- Spike (right) introduces Thorax (left) as his friend.
- Episode no.: Season 6 Episode 16
- Story by: Kevin Burke, Michael Vogel & Chris "Doc" Wyatt
- Teleplay by: Kevin Burke & Chris "Doc" Wyatt
- Original air date: August 20, 2016
- Running time: 22 minutes

Episode chronology
| ← Previous "28 Pranks Later" | Next → "Dungeons & Discords" |
- My Little Pony: Friendship Is Magic season 6

= The Times They Are a Changeling =

"The Times They Are a Changeling" is the sixteenth episode of the sixth season of the animated television series My Little Pony: Friendship Is Magic. The episode was written by Kevin Burke, Michael Vogel, and Chris "Doc" Wyatt (story) and Kevin Burke and Wyatt (teleplay). It originally aired on Discovery Family on August 20, 2016. In this episode, Spike befriends a changeling named Thorax who wants to make friends despite facing prejudice from ponies, and must defend him when his true identity is revealed to the Crystal Empire.

The title of the episode is a reference to the Bob Dylan song "The Times They Are a-Changin'".

== Plot ==
Twilight Sparkle and Starlight Glimmer travel to the Crystal Empire to visit Princess Cadance and baby Flurry Heart, accompanied by Spike who disguises himself to avoid overwhelming attention as "Spike the Brave and Glorious." They discover the Empire in panic over reports of a changeling infiltrator, with security heightened due to fears that changelings might target Flurry Heart's abundant love energy.

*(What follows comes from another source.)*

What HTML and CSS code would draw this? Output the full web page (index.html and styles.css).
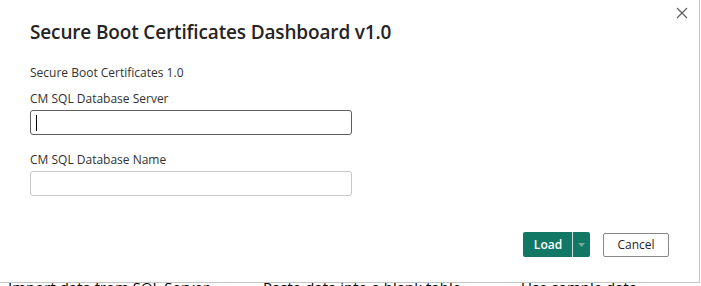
FILE: index.html
```html
<!DOCTYPE html>
<html>
<head>
<meta charset="utf-8">
<link rel="stylesheet" href="styles.css">
</head>
<body>
<div class="page">
  <div class="backdrop-row">
    <span class="bg-item bg-sql">Import data from SQL Server</span>
    <span class="bg-item bg-paste">Paste data into a blank table</span>
    <span class="bg-item bg-sample">Use sample data</span>
  </div>
  <div class="dialog">
    <button class="close" aria-label="Close">
      <svg width="12" height="12" viewBox="0 0 12 12"><path d="M1 1L11 11M11 1L1 11" stroke="#605e5c" stroke-width="1.2" fill="none"/></svg>
    </button>
    <h1 class="title">Secure Boot Certificates Dashboard v1.0</h1>
    <div class="subtitle">Secure Boot Certificates 1.0</div>
    <div class="field">
      <label class="label">CM SQL Database Server</label>
      <div class="input focused"><span class="caret"></span></div>
    </div>
    <div class="field second">
      <label class="label">CM SQL Database Name</label>
      <div class="input"></div>
    </div>
    <div class="actions">
      <div class="split">
        <span class="split-main">Load</span>
        <span class="split-div"></span>
        <span class="split-arrow"><svg width="7" height="4" viewBox="0 0 7 4"><path d="M0 0H7L3.5 4Z" fill="#7fa89c"/></svg></span>
      </div>
      <button class="cancel">Cancel</button>
    </div>
  </div>
</div>
</body>
</html>
```
FILE: styles.css
```css
html, body {
  margin: 0;
  padding: 0;
  width: 701px;
  height: 286px;
  overflow: hidden;
  background: #ffffff;
}
.page {
  position: relative;
  width: 701px;
  height: 286px;
  font-family: "Open Sans", "Segoe UI", sans-serif;
  color: #252423;
}
.backdrop-row {
  display: flex;
  padding-top: 277px;
  padding-left: 8px;
  font-size: 15px;
  line-height: 20px;
  color: #000;
  font-family: "Open Sans", sans-serif;
}
.bg-sql { width: 255px; }
.bg-paste { width: 258px; }
.dialog {
  position: absolute;
  top: 0;
  left: 0;
  width: 700px;
  height: 283px;
  box-sizing: border-box;
  background: #fff;
  border-right: 1px solid #c6c6c6;
  border-bottom: 1px solid #c6c6c6;
  padding: 18px 0 0 30px;
}
.close {
  position: absolute;
  top: 6px;
  right: 10px;
  width: 14px;
  height: 14px;
  padding: 0;
  border: 0;
  background: none;
  display: flex;
  align-items: center;
  justify-content: center;
}
.title {
  margin: 0;
  font-size: 19px;
  font-weight: 600;
  line-height: 28px;
  color: #252423;
  letter-spacing: -0.15px;
}
.subtitle {
  margin-top: 19px;
  font-size: 12px;
  line-height: 16px;
  color: #323130;
}
.field {
  margin-top: 10px;
  display: flex;
  flex-direction: column;
}
.field.second { margin-top: 17px; }
.label {
  font-size: 12px;
  line-height: 16px;
  color: #323130;
}
.input {
  margin-top: 3px;
  width: 322px;
  height: 25px;
  box-sizing: border-box;
  border: 1px solid #c8c6c4;
  border-radius: 3px;
  display: flex;
  align-items: center;
  padding-left: 5px;
}
.input.focused { border-color: #605e5c; }
.caret {
  width: 1px;
  height: 16px;
  background: #000;
}
.actions {
  display: flex;
  justify-content: flex-end;
  align-items: center;
  gap: 13px;
  margin-top: 36px;
  padding-right: 30px;
}
.split {
  display: flex;
  align-items: stretch;
  height: 25px;
  background: #117865;
  border-radius: 2px;
  color: #fff;
  font-size: 12px;
  font-weight: 600;
}
.split-main {
  display: flex;
  align-items: center;
  padding: 0 10px 0 11px;
  width: 28px;
  justify-content: center;
}
.split-div {
  width: 1px;
  background: #c9dcd6;
}
.split-arrow {
  width: 17px;
  display: flex;
  align-items: center;
  justify-content: center;
}
.cancel {
  height: 24px;
  width: 66px;
  box-sizing: border-box;
  border: 1px solid #8a8886;
  border-radius: 2px;
  background: #fff;
  font-family: "Open Sans", sans-serif;
  font-size: 12px;
  color: #252423;
  padding: 0;
}
```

During the search mission in the Arctic Wastes, Spike becomes separated from the royal guards and encounters Thorax, the changeling responsible for the terror, but he defies expectations by saving Spike from a dangerous fall rather than attacking him. Thorax explains that he has always been different from other changelings, as he prefers to share love rather than steal it, and has lived alone since the Canterlot invasion while searching for friendship.

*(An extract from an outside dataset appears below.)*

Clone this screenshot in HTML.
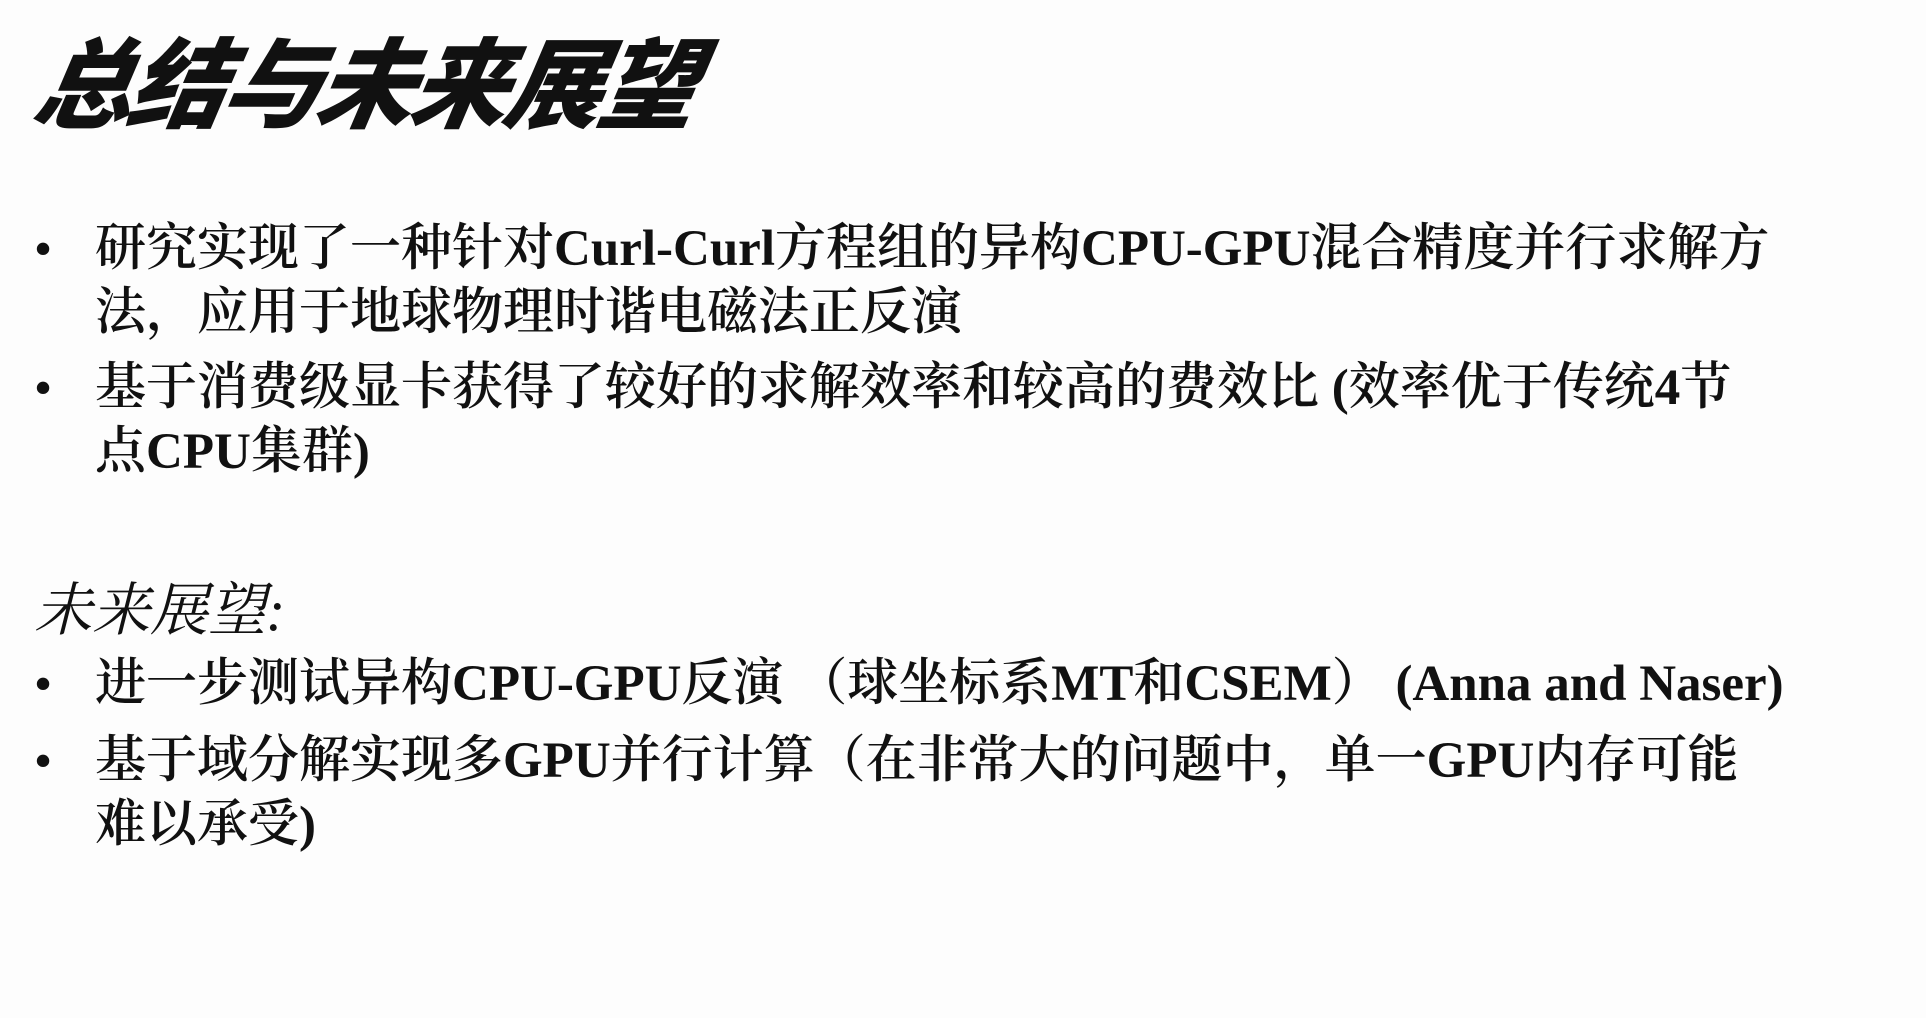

Spike attempts to convince Shining Armor and the guards that Thorax poses no threat, but they dismiss his claims as impossible since "there's no such thing as a nice changeling." He then disguises Thorax as a Crystal Pony named "Crystal Hoof" and successfully introduces him to Twilight and other ponies, but when Thorax meets baby Flurry Heart, the overwhelming love causes him to lose control of his disguise, which reveals his true form. Thorax flees, and Spike seeks out his friend to apologize and brings him before the assembled Crystal Ponies, performing a heartfelt song about how any creature can change and deserves friendship. Twilight ashamedly supports Spike's brave stance and officially welcomes Thorax, followed by Princess Cadance and Shining Armor extending citizenship and friendship.

== Reception ==
Johnnie Jungleguts of Yahoo! Entertainment ranked the episode eighth among the best My Little Pony episodes and wrote that since changelings "were depicted as monolithically villainous in earlier appearances," it was "almost necessary for a storyline where not all changelings are dangerous." Jungleguts praised the episode for showing "ponies look a little harder at their prejudice," though he called Spike's "A Changeling Can Change" song "a little corny."

Gerry O. of KIDS FIRST! praised "The Times They Are a Changeling" as his favorite episode from the Exploring the Crystal Empire DVD collection, describing how "one of the characters discovers a creature known as a changeling that can take the form of any other character" who "is not driven by hate and anger" but instead "struggles to prove to others that he is not a monster but just someone who wants a friend." He called it "a fantastic moral" and "a marvelous message" about how individuals should not be judged for the actions of their entire race or nation, noting its importance "for both kids and adults to listen to in today's world."